Covid-19 verspreidt zich via fijne druppeltjes en aerosols in de lucht. De isolatiemaatregelen tegen deze manieren van virusoverdracht zijn ‘druppelisolatie’ en ‘luchtisolatie’. Per isolatievorm worden verschillende beschermingsmiddelen gebruikt. Bij luchtisolatie of aerogene isolatie draag je een FFP2-mondneusmasker, bij druppelisolatie een FFP1-mondneusmasker.
Wat is het verschil tussen FFP1-, FFP2-, en FFP3-mondneusmaskers?
FFP staat voor Filtering Face Piece. De FFP-maskers behoren tot de categorie ademhalingsbeschermingsmaskers, ze filteren de ingeademde lucht en zijn ontworpen om goed af te sluiten aan de randen. Het toegevoegde getal (FFP 1, 2 of 3) drukt uit hoe sterk de ingeademde lucht wordt gefilterd. Hoe hoger het getal, hoe meer bescherming. In de zorg wordt vooral gebruikgemaakt van FFP1- en FFP2-maskers. De maskers hebben de opschriften FFP1 (minimaal 80% van de deeltjes wordt tegengehouden), FFP2 (94%) of FFP3 (99%). De FFP-maskers moeten voldoen aan de Europese richtlijn Persoonlijke Beschermingsmiddelen en aan NEN-EN 149+A1.
FFP1-mondneusmasker
Een FFP1 masker draag je als er grote druppels vrijkomen bij praten, hoesten en dergelijke, zoals bijvoorbeeld bij luchtwegeninfecties of influenza. Ze zijn geschikt om te gebruiken bij druppelisolatie.
FFP2-mondneusmasker
Voor verzorging van covid-19 patiënten genieten de FFP2-maskers de voorkeur. Ze hebben een hoge filtercapaciteit van 95% en sluiten goed aan op het gelaat waardoor de in- en uitgaande lucht voldoende gefilterd wordt. Ze zijn geschikt voor aerogene isolatie.

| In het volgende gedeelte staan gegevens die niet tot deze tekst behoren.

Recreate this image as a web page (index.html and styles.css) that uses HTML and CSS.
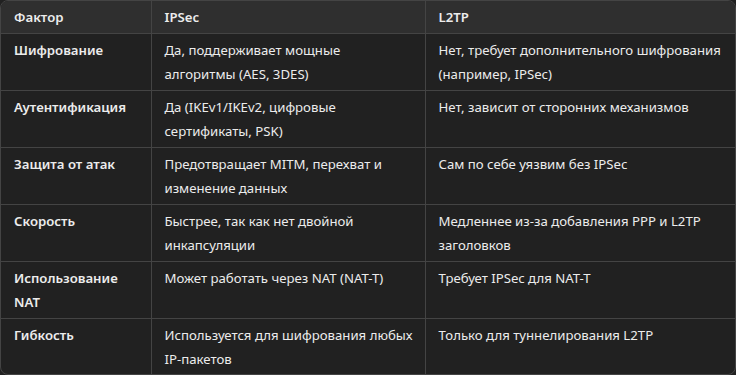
FILE: index.html
```html
<!DOCTYPE html>
<html lang="ru">
<head>
<meta charset="utf-8">
<link rel="stylesheet" href="styles.css">
</head>
<body>
<div class="wrap">
<table class="cmp">
<colgroup><col class="c1"><col class="c2"><col class="c3"></colgroup>
<thead>
<tr><th>Фактор</th><th>IPSec</th><th>L2TP</th></tr>
</thead>
<tbody>
<tr><td class="f">Шифрование</td><td>Да, поддерживает мощные<br>алгоритмы (AES, 3DES)</td><td>Нет, требует дополнительного шифрования<br>(например, IPSec)</td></tr>
<tr><td class="f">Аутентификация</td><td>Да (IKEv1/IKEv2, цифровые<br>сертификаты, PSK)</td><td>Нет, зависит от сторонних механизмов</td></tr>
<tr><td class="f">Защита от атак</td><td>Предотвращает MITM, перехват и<br>изменение данных</td><td>Сам по себе уязвим без IPSec</td></tr>
<tr><td class="f">Скорость</td><td>Быстрее, так как нет двойной<br>инкапсуляции</td><td>Медленнее из-за добавления PPP и L2TP<br>заголовков</td></tr>
<tr><td class="f">Использование<br>NAT</td><td>Может работать через NAT (NAT-T)</td><td>Требует IPSec для NAT-T</td></tr>
<tr><td class="f">Гибкость</td><td>Используется для шифрования любых<br>IP-пакетов</td><td>Только для туннелирования L2TP</td></tr>
</tbody>
</table>
</div>
</body>
</html>
```

FILE: styles.css
```css
html, body {
  margin: 0;
  padding: 0;
  background: #212121;
}
body {
  font-family: "Noto Sans", "Open Sans", sans-serif;
  font-size: 13.2px;
  color: #ececec;
}
.wrap {
  width: 734px;
  border: 1px solid #444444;
  border-radius: 8px;
  overflow: hidden;
  height: 373px;
}
.cmp {
  width: 734px;
  border-collapse: collapse;
  table-layout: fixed;
}
.c1 { width: 150px; }
.c2 { width: 274px; }
.c3 { width: 310px; }
.cmp th, .cmp td {
  padding: 4px 8px 4px 13px;
  line-height: 24px;
  text-align: left;
  vertical-align: top;
  white-space: nowrap;
  border-right: 1px solid #444444;
  border-bottom: 1px solid #444444;
}
.cmp th:last-child, .cmp td:last-child { border-right: none; }
.cmp tbody tr:last-child td { border-bottom: none; }
.cmp th {
  background: #2f2f2f;
  font-weight: 600;
}
.cmp td.f { font-weight: 600; }
```
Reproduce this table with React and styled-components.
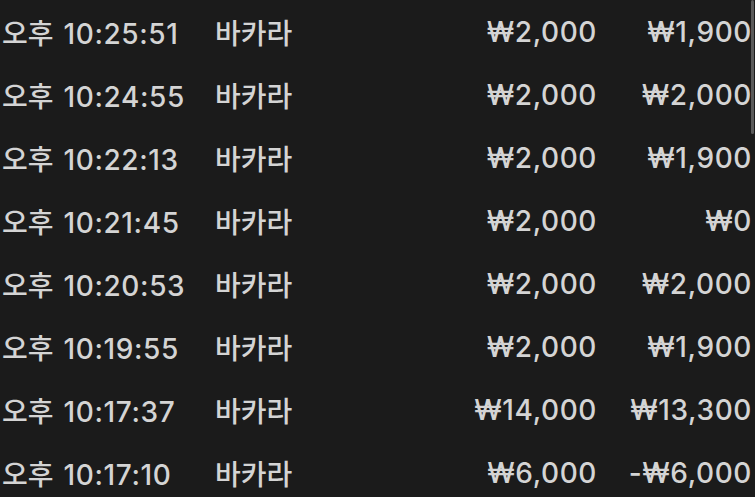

FFP2-maskers kunnen verschillende vormen hebben, cupvormig of de ‘eendenbek’.
FFP3-mondneusmasker
FFP3-maskers filteren het beste (99%), maar ze maken de ademhaling lastig. Daarom hebben deze maskers vaak een uitademventiel. In de context van covid-19 is dit echter niet gewenst. Met het uitademventiel kan de ‘altijd potentieel besmettelijke’ verpleegkundige immers virus uitstoten en een patiënt of collega’s besmetten.
Chirurgisch mondneusmasker
Chirurgische mondmaskers zijn medische hulpmiddelen die je draagt tijdens het verzorgen en behandelen van patiënten en cliënten. Een chirurgisch mondneusmasker heeft als doel om de uitgeademde lucht te filteren en de omgeving van de drager te beschermen tegen druppels die ontstaan bij spreken, hoesten en niezen. Als het erom gaat anderen niet te besmetten zijn chirurgische maskers een goede keuze. Omdat het geen ademhalingsbeschermingsmaskers zijn, zijn ze niet geschikt voor de verzorging van covid-19-patiënten.

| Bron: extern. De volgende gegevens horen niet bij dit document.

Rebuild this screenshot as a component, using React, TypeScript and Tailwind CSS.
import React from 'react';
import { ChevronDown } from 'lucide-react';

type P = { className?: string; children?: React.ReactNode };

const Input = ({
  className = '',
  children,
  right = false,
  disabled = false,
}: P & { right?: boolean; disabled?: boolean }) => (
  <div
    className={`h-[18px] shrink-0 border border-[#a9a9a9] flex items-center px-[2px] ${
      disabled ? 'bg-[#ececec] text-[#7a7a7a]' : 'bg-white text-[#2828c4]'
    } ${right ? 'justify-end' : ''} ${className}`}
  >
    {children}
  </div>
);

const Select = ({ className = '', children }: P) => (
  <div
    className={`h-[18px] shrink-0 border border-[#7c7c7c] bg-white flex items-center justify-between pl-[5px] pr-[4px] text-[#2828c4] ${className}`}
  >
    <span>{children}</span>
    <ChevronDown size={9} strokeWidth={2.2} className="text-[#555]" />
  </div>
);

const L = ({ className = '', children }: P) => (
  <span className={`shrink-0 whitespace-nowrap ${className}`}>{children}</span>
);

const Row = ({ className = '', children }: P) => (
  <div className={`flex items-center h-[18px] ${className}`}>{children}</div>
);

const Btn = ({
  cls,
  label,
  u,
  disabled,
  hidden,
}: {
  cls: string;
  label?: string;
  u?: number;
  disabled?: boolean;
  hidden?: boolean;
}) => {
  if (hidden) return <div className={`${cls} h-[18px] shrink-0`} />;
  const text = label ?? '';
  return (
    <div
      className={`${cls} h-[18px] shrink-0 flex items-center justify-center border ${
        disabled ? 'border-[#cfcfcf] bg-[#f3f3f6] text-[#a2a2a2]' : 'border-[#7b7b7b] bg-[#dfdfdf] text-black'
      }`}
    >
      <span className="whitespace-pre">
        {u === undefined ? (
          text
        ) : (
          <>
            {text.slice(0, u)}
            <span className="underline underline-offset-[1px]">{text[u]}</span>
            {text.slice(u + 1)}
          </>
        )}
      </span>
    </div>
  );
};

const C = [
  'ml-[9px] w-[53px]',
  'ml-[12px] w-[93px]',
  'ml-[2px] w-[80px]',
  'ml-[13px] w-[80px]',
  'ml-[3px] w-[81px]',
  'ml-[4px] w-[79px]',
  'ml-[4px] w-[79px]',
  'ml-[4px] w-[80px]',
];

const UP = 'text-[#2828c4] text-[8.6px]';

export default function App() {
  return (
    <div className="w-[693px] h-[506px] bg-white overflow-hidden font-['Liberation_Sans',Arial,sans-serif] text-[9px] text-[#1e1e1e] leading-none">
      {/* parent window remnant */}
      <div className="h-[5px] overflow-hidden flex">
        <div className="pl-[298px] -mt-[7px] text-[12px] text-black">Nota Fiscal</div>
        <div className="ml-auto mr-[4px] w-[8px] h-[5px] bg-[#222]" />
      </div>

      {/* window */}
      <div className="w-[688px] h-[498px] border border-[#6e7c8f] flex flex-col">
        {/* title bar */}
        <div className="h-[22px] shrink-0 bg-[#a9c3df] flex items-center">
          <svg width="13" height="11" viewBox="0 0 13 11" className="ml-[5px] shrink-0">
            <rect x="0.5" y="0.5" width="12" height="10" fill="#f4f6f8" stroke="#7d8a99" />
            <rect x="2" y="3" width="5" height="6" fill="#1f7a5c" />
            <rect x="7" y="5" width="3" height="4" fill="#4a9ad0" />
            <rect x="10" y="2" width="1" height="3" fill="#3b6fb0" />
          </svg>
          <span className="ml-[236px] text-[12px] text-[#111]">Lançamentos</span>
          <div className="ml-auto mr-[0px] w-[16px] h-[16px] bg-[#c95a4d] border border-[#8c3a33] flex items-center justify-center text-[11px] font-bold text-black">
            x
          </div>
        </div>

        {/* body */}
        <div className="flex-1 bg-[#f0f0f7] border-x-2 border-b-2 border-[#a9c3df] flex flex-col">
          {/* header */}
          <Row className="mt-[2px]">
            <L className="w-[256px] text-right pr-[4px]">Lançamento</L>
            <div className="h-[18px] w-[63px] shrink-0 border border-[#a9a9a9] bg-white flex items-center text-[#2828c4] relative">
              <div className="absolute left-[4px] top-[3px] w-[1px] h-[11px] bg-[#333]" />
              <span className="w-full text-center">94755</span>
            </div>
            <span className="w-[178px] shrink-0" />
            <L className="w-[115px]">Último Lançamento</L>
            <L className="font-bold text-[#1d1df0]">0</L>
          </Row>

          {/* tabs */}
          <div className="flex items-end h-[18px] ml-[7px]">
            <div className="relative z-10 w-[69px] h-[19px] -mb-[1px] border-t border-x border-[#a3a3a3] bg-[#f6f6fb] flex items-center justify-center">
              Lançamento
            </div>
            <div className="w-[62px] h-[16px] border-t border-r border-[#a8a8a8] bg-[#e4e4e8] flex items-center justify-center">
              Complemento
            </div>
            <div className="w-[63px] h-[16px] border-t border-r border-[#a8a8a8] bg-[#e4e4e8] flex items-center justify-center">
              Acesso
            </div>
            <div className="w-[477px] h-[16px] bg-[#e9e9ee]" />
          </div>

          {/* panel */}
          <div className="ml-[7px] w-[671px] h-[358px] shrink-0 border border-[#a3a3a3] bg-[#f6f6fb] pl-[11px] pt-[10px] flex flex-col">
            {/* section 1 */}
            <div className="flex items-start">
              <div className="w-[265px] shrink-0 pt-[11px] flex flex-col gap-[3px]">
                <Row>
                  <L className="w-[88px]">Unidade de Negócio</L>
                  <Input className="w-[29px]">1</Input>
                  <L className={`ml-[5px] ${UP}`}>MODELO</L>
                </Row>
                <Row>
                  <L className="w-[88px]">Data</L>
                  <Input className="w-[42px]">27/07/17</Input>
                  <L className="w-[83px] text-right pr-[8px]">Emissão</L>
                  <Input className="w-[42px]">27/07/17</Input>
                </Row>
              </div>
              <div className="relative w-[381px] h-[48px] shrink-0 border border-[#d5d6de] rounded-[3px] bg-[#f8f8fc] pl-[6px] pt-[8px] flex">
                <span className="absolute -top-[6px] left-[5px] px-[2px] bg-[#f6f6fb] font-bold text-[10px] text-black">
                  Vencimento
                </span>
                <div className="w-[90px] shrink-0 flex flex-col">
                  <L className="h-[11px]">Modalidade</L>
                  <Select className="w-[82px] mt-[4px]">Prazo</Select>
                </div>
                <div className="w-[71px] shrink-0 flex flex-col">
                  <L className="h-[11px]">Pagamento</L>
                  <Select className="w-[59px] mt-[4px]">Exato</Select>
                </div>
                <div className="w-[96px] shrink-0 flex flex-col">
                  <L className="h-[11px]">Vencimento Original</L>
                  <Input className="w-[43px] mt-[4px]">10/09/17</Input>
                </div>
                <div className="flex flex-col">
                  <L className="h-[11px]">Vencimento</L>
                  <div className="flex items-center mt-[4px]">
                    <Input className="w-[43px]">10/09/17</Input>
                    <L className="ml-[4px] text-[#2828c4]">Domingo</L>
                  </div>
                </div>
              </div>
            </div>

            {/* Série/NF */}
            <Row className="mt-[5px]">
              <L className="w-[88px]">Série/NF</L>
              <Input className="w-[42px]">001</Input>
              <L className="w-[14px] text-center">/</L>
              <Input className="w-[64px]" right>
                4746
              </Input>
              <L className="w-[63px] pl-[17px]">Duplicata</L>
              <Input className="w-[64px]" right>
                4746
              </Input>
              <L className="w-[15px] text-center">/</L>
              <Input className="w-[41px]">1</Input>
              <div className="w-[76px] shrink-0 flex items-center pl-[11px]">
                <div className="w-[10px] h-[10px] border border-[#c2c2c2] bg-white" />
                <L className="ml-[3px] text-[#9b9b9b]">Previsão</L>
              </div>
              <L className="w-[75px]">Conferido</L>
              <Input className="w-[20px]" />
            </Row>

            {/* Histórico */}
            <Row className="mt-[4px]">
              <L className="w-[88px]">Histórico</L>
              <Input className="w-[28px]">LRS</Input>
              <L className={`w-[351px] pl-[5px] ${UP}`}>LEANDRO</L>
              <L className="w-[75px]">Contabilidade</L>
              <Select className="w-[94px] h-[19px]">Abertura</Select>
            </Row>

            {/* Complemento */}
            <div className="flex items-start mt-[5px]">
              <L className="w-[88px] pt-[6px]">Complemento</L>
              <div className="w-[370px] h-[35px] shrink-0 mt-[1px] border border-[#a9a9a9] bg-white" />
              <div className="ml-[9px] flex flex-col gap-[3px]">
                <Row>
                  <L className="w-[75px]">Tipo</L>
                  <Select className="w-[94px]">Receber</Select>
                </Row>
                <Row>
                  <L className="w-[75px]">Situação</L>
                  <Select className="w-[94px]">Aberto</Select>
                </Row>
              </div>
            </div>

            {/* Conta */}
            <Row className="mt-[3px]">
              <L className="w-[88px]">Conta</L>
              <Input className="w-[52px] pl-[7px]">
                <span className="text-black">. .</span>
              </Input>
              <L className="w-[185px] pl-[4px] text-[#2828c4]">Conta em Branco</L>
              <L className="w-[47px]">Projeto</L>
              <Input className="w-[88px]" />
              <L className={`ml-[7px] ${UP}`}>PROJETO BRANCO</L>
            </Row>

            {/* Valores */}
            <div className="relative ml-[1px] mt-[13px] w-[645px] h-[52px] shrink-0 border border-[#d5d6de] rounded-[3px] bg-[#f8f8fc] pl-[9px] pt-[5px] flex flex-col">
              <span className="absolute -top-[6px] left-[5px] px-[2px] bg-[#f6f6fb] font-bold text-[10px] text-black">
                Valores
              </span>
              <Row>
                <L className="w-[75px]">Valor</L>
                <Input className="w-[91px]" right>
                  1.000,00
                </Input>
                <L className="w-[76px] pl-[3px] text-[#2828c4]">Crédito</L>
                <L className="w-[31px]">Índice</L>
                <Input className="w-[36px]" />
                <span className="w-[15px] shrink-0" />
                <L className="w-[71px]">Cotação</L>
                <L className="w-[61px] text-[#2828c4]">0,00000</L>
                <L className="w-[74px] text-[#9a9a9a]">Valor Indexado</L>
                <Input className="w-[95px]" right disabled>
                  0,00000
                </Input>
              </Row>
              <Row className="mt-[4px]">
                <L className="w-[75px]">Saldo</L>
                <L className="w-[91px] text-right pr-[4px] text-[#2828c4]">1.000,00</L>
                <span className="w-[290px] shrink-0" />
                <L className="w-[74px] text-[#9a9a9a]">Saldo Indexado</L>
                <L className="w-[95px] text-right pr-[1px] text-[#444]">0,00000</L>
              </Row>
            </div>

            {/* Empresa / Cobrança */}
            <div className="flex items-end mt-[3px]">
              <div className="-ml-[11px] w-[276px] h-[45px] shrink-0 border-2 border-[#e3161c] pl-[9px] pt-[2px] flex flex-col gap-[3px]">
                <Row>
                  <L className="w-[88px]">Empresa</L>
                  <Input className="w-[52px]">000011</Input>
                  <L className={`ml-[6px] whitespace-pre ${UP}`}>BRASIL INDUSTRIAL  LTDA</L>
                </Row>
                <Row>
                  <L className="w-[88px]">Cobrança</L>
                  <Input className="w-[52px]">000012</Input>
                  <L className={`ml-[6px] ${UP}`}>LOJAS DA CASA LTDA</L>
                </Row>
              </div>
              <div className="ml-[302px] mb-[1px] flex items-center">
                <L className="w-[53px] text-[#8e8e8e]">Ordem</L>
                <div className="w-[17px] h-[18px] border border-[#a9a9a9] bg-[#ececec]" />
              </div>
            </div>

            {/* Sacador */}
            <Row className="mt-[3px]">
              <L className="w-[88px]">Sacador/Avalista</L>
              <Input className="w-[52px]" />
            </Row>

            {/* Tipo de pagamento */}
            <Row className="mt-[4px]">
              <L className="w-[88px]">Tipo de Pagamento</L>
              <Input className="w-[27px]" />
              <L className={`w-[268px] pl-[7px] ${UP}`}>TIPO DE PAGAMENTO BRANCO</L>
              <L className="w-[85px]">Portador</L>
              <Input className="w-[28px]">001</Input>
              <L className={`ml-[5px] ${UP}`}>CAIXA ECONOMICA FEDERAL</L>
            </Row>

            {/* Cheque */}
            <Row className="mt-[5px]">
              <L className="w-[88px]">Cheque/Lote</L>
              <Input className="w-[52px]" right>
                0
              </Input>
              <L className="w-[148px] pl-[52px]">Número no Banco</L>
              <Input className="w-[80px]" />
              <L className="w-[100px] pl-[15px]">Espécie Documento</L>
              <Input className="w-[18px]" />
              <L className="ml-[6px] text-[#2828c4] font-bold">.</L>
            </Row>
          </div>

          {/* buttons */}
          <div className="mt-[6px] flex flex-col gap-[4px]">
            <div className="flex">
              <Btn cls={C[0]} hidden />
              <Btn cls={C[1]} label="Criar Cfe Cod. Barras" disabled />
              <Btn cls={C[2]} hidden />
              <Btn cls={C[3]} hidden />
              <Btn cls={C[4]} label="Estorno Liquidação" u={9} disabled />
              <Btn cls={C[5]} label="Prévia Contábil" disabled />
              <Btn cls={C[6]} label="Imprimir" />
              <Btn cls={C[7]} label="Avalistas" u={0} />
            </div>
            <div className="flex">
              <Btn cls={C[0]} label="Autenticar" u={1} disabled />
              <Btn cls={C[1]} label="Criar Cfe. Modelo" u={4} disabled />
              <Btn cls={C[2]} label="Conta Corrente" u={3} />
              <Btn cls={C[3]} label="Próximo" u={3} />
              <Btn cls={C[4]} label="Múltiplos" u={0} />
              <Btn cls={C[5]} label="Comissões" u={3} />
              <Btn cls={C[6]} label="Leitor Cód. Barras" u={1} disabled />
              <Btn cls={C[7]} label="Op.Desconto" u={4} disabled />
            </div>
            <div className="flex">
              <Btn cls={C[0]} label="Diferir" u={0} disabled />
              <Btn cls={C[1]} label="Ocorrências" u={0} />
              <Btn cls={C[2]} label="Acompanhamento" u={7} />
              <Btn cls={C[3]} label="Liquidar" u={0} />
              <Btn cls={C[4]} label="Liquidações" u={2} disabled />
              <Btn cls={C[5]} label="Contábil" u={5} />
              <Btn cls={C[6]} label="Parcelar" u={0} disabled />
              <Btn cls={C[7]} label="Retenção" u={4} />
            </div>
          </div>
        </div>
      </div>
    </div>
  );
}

Type I-maskers bieden de laagste mate van bescherming en worden dus alleen gebruikt bij een laag risico. Ze werken enkel als bescherming tegen het besmetten van anderen. Ze hebben een BFE (bacterie filter efficiency) van minimaal 95% en zijn niet spatresistent.
Type II-mondmaskers hebben een BFE van minstens 98%, maar zijn niet spatresistent.
Type IIR-maskers geven ook bescherming tegen ingeademde druppels en gedeeltelijk tegen aerosolen. Dit type masker is spatresistent. Toch zijn ze minder effectief voor de bescherming van de zorgverlener tegen virussen van buitenaf omdat ze minder goed aansluiten op het gezicht dan FFP-mondmaskers.
De chirurgische mondneusmaskers vallen onder de Europese richtlijn Medische Hulpmiddelen en moeten voldoen aan de NEN-EN 14683 norm. Op de verpakking moet staan dat het om een mondmasker voor medisch gebruik gaat.